## Given entries:
* BEGIN *

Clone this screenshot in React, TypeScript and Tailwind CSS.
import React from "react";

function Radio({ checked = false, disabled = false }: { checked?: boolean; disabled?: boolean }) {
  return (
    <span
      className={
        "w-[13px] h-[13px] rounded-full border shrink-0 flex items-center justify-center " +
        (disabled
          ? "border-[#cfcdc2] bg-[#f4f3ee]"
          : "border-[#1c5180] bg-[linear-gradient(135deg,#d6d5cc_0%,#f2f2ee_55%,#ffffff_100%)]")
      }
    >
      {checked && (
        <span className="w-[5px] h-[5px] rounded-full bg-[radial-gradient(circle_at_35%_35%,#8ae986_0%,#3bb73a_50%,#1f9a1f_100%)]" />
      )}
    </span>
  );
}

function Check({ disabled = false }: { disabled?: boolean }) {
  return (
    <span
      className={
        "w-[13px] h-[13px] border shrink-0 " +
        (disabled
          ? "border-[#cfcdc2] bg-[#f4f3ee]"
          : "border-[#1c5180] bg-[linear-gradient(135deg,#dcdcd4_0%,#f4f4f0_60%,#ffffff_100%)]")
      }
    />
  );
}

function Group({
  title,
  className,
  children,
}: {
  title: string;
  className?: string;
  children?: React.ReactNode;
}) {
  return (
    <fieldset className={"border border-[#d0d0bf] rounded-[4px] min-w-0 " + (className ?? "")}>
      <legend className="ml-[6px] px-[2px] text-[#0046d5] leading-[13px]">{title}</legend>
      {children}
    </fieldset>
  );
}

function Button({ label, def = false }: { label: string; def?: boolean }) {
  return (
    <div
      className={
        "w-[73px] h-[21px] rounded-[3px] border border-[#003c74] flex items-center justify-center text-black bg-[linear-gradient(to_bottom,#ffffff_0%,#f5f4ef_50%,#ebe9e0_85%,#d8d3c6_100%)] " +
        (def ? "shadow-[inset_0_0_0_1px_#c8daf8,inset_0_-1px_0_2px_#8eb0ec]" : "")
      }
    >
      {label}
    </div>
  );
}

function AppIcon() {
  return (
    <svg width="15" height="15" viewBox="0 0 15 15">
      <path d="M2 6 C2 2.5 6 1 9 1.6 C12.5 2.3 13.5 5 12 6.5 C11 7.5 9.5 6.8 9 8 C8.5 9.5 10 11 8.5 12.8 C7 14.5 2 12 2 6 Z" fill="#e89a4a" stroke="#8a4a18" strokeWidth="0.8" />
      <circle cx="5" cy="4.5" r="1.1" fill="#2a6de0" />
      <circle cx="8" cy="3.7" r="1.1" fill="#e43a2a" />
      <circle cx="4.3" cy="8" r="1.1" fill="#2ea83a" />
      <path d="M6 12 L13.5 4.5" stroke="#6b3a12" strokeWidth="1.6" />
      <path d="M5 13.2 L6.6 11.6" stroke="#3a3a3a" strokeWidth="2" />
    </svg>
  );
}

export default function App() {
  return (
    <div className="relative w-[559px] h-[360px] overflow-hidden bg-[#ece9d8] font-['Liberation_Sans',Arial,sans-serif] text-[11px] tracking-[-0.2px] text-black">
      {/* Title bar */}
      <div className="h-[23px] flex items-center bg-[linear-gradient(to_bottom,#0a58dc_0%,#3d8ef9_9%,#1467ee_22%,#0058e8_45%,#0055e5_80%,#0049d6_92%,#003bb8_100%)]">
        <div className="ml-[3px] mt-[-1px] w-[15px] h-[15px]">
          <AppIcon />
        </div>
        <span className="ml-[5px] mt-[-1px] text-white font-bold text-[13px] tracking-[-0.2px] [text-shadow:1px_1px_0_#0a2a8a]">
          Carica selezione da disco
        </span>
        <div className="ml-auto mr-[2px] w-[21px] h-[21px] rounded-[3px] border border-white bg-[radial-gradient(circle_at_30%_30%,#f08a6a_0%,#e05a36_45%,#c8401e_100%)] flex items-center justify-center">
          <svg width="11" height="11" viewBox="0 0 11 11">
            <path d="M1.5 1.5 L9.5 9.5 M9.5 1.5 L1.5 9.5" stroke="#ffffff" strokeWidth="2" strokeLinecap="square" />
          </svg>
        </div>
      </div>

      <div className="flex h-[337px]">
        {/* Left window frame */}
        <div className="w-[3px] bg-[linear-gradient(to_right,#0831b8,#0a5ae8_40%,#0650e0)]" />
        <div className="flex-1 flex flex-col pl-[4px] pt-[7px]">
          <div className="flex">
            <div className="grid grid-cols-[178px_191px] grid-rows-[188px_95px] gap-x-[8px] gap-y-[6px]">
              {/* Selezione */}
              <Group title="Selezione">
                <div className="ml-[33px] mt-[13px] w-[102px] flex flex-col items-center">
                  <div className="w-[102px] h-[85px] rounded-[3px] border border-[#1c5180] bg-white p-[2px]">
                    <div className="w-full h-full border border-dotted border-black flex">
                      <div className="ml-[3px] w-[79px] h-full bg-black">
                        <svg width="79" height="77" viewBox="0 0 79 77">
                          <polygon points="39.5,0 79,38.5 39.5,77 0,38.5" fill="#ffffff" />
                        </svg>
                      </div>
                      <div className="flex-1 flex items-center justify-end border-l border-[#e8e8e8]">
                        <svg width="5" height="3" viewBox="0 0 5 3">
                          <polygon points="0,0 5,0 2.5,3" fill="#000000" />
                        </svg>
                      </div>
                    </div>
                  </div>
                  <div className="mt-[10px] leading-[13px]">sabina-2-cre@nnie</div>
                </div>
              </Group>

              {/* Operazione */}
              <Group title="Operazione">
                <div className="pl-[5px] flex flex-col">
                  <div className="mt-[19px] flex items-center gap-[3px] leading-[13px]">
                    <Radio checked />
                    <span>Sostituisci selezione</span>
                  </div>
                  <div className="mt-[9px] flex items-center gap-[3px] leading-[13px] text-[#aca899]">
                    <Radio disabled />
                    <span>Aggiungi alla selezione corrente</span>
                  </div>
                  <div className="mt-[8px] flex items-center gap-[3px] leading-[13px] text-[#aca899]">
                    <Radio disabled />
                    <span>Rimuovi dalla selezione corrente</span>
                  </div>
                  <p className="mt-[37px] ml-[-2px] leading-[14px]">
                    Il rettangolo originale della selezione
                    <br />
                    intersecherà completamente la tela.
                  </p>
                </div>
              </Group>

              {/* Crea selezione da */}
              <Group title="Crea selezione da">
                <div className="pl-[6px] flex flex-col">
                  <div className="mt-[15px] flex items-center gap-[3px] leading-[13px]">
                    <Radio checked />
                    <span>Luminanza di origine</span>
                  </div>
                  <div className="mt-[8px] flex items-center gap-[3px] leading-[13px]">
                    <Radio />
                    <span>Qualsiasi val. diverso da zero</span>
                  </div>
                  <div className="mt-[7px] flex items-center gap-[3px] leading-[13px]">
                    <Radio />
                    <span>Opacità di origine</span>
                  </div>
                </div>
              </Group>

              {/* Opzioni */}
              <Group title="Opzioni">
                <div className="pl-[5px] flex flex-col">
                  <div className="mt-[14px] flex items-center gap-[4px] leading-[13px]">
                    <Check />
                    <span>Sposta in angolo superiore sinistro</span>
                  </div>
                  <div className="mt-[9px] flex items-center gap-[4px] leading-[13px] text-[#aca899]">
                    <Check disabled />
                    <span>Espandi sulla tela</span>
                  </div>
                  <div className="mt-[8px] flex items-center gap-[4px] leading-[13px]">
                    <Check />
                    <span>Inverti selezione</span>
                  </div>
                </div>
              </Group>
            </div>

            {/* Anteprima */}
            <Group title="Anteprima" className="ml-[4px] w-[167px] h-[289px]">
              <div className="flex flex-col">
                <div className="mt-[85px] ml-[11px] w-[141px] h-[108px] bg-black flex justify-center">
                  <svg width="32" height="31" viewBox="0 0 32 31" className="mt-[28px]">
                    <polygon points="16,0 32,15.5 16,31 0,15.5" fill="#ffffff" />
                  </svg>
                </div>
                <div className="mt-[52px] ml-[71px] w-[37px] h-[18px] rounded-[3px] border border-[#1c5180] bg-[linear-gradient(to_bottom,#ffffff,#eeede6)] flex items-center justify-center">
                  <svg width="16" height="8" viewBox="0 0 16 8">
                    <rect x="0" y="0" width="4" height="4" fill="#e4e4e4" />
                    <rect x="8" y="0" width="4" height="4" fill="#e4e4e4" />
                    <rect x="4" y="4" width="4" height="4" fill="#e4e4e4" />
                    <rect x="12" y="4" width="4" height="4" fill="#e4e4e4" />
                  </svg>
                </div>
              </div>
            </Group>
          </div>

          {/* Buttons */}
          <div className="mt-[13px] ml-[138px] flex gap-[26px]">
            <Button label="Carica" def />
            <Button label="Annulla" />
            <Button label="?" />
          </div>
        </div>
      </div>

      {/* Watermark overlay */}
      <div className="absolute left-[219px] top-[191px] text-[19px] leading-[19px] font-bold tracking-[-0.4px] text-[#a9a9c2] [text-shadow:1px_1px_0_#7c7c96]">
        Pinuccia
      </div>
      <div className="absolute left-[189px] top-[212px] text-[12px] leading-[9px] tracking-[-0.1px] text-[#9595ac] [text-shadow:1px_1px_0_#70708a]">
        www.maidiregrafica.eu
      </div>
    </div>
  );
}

* END *
* BEGIN *

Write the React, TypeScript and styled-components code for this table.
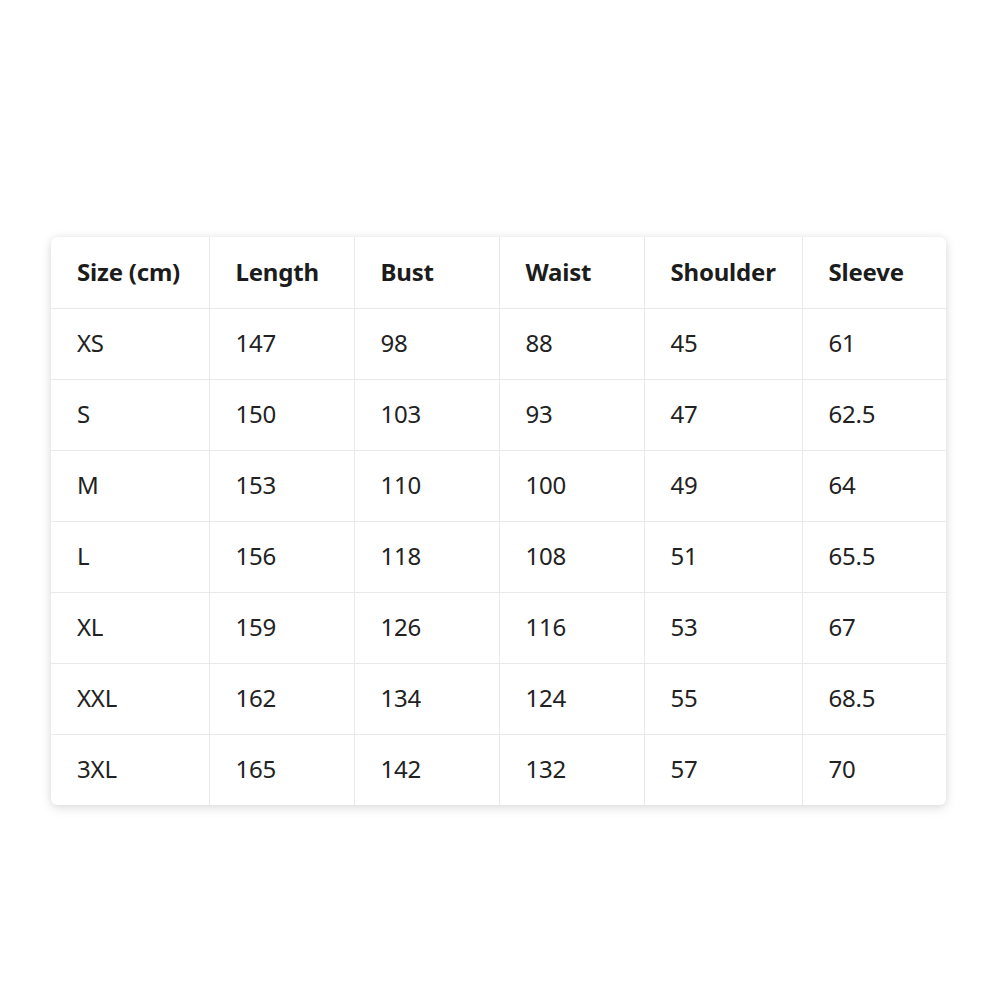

* END *

## Problem statement:
Across the entries above, how many lines contain "this"? Provide only the count.

## Response:
2